Greatest movies are about humanity. While watching them, you feel anxiety, anger, fear, relief, exuberance, satisfaction, and all the emotional experiences the characters in the movie are going through. They are not about "right or wrong". They just show you the reality, point out and hightlight the problems, and perhaps give no answers, clues, or even hopes. After invoking your empathies, you are left with a long time digesting, identifying, and contemplating every little detail that has impressed you. The movie doesn't end, and it never will.

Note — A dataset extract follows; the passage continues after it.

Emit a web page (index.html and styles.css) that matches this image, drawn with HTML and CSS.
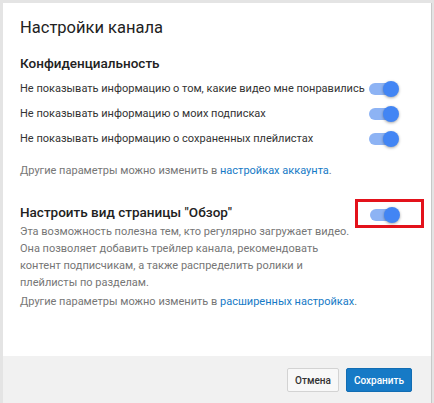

"Fanny and Alexander" is a simple story. A classical story about children and their merciless step-father. Fanny and Alexander are siblings. They should've lived a happy childhood in a wealthy family, had their father not died of heart attack. Their mom found a new husband, and moved, together with the two poor children, into a dull and disciplinary family. Ever since, Alexander stepped into constant conflicts with his new father who tried hard to conquer the young boy's mind and will. The disturbing stress escalated to a rude punishment of Alexander, after the step-father found out Alexander's fantasy about the tragedy of the step-father's ex-wife and their daughters. The rest of the movie is about how Alexander escapes this miserable life with the help of the family of his dead father. Although both Fanny and Alexander appear in the title of the movie, it is mainly about Alexander, about how his mentality and religion belief evolve in the face of the series of fortunate and unfortuante incidents and radical changes to his life.
The story is no way complex. A sophisticated movie doesn't need a complicated story. Life is a string of simple events threaded by unexpected coincidents and twists. Sophistication lies in the close and acute examination of normal human behavior, and the exposure of intellectual activities behind observations. "Fanny and Alexander" is such a movie.